Read through the records below and copy each line that uses the word "index".
::: Material provided
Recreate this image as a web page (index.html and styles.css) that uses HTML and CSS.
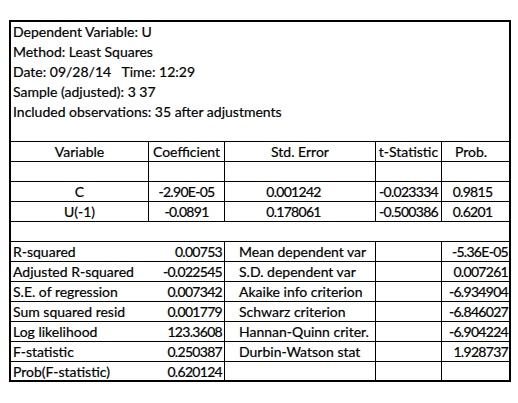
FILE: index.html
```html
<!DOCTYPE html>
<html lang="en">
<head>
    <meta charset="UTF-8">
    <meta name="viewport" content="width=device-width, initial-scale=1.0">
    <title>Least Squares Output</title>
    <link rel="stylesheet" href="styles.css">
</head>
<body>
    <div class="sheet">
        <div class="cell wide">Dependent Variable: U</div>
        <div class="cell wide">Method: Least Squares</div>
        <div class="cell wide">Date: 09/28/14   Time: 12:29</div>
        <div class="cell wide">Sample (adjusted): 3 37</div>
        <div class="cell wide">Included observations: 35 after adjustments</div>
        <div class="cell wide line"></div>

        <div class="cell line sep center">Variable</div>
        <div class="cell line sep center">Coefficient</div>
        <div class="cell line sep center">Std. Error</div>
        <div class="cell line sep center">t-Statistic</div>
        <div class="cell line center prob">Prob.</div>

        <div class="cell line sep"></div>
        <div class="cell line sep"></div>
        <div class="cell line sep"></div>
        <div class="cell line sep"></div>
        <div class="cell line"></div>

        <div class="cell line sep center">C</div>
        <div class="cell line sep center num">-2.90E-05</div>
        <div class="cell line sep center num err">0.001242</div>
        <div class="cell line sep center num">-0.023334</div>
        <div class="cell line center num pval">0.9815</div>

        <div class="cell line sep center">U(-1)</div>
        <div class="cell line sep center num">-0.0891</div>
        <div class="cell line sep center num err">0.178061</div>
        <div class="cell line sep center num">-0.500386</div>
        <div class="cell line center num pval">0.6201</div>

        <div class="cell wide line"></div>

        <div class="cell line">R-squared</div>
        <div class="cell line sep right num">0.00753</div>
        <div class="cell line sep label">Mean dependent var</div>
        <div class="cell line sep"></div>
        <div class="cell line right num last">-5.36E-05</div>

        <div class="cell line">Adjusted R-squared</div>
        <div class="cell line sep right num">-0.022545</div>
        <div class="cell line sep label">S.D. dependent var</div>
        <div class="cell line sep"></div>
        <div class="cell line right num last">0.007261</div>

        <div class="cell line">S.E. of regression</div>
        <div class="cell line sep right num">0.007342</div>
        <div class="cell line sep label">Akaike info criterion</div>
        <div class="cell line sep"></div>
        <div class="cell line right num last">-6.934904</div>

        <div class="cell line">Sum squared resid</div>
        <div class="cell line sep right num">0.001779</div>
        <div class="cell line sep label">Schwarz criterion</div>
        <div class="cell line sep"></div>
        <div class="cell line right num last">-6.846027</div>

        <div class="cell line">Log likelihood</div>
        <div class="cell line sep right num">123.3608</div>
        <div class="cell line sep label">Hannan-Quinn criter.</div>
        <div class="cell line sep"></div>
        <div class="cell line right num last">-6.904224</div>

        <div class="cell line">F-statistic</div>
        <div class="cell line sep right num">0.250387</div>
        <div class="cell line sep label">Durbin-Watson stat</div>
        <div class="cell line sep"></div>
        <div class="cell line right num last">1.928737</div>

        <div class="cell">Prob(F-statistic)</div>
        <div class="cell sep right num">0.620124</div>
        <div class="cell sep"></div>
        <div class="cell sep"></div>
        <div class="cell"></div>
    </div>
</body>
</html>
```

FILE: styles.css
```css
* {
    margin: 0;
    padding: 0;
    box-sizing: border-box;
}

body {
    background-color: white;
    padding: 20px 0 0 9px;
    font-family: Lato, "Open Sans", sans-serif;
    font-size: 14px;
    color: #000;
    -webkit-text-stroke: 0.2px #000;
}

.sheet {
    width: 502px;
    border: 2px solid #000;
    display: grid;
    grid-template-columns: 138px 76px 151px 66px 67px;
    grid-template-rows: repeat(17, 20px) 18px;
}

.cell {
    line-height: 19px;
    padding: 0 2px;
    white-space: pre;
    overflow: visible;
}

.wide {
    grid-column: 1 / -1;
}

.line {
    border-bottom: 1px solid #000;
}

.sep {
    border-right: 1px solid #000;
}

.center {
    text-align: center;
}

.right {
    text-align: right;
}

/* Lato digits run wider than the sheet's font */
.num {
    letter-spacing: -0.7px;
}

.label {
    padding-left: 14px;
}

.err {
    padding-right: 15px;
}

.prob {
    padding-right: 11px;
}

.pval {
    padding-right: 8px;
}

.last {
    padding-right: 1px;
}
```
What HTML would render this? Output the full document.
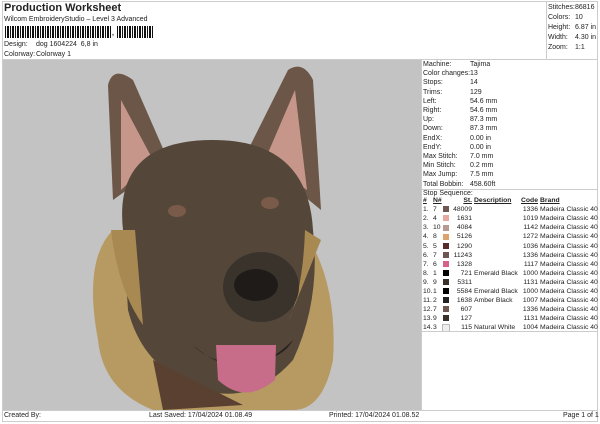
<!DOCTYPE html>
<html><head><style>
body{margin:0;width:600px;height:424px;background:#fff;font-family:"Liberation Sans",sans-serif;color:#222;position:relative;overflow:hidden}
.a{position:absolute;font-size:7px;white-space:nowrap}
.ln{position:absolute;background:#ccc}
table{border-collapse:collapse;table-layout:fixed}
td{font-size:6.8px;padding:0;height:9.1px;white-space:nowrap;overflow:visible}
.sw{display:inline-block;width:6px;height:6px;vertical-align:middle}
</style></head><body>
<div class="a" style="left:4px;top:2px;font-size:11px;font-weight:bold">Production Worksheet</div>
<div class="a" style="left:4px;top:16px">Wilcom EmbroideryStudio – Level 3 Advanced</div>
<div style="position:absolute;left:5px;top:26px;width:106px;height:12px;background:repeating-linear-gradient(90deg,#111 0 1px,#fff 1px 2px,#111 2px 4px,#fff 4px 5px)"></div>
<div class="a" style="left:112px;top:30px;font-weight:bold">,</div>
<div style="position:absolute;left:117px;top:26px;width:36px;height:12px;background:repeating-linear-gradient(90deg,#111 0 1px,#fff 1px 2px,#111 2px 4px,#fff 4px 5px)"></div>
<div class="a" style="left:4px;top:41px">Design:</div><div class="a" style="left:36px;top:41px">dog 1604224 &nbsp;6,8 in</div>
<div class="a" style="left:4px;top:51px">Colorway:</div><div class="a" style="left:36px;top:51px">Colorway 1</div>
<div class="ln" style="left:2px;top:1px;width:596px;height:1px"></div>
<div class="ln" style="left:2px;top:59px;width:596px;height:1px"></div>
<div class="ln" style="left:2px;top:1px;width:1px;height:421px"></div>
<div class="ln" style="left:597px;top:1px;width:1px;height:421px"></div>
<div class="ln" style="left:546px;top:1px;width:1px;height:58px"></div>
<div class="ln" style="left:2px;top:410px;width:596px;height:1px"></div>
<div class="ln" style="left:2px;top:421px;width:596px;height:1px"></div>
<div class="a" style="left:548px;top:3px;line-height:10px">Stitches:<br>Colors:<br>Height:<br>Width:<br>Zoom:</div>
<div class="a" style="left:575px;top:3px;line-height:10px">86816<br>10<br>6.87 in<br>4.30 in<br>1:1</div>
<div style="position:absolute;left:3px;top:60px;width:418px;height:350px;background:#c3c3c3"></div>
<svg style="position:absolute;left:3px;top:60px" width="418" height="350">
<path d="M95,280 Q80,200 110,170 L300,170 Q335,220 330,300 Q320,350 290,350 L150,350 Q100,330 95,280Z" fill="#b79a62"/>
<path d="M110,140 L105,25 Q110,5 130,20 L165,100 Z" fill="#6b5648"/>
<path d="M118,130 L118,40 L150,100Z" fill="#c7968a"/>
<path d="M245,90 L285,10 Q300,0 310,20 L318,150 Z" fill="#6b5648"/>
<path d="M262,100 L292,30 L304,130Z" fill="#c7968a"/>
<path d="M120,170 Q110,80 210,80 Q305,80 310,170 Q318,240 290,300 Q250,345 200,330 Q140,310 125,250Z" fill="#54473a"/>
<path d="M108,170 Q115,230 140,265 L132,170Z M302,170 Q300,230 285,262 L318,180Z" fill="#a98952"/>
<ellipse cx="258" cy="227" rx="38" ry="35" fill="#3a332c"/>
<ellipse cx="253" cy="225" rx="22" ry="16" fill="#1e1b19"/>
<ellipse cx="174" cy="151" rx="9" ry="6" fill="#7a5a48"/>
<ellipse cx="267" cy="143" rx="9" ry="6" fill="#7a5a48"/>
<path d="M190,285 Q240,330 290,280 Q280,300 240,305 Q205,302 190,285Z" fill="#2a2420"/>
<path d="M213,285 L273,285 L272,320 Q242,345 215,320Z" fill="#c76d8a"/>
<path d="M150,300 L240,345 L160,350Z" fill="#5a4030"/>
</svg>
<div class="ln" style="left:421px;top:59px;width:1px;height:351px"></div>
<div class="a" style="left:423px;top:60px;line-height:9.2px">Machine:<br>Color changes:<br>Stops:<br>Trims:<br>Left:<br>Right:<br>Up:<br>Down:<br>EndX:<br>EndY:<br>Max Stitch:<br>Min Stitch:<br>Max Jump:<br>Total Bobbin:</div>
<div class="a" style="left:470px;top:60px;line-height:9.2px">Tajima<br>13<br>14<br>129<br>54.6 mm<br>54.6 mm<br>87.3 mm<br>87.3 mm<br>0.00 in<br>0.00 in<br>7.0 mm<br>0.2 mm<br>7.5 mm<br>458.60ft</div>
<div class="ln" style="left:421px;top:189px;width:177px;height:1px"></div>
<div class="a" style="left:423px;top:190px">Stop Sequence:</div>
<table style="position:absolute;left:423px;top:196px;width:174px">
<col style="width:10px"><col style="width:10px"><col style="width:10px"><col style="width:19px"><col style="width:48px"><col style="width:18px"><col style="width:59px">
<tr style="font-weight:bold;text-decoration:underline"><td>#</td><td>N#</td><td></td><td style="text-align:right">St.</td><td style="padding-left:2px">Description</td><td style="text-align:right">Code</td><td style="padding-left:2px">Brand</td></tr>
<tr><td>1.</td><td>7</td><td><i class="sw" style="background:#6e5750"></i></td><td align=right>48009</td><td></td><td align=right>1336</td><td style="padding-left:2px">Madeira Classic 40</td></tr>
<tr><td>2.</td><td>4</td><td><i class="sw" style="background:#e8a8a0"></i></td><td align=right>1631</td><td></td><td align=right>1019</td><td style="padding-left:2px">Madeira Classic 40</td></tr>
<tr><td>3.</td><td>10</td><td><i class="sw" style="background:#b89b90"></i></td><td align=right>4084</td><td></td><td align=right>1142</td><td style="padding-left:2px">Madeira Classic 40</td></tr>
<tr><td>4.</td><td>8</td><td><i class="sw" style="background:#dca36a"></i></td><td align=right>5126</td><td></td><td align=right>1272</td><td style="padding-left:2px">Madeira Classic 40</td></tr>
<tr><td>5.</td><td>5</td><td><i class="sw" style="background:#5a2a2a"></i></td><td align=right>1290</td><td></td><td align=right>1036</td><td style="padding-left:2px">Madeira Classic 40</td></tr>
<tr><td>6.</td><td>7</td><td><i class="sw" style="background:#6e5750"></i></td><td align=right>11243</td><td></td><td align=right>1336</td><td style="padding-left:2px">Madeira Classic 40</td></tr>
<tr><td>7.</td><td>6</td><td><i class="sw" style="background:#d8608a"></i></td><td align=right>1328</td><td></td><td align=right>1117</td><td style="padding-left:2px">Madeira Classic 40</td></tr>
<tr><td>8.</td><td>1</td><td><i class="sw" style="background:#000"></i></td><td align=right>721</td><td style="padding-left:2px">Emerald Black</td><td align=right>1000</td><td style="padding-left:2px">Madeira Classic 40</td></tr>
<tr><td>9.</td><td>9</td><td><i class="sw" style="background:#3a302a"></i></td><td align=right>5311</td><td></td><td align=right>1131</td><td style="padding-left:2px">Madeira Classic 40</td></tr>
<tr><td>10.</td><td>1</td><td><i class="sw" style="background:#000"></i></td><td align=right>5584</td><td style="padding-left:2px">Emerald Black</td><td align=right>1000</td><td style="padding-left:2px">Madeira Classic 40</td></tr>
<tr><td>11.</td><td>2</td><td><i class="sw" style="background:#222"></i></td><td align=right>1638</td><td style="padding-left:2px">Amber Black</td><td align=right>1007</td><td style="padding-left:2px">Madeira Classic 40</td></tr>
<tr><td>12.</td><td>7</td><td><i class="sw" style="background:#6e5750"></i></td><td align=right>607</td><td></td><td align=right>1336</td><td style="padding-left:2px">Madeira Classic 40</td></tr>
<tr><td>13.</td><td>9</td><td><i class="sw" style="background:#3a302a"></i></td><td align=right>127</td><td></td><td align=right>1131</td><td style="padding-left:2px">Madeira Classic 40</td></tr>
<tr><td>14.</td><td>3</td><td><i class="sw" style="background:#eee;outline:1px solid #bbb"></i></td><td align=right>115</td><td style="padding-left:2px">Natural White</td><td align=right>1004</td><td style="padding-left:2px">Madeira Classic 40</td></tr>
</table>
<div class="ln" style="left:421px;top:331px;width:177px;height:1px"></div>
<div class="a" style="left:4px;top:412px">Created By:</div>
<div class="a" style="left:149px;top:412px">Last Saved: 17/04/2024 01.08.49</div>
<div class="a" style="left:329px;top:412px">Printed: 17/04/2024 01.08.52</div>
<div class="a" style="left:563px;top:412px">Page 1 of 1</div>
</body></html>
::::::
Solution for this exercise —
Recreate this image as a web page (index.html and styles.css) that uses HTML and CSS.
FILE: index.html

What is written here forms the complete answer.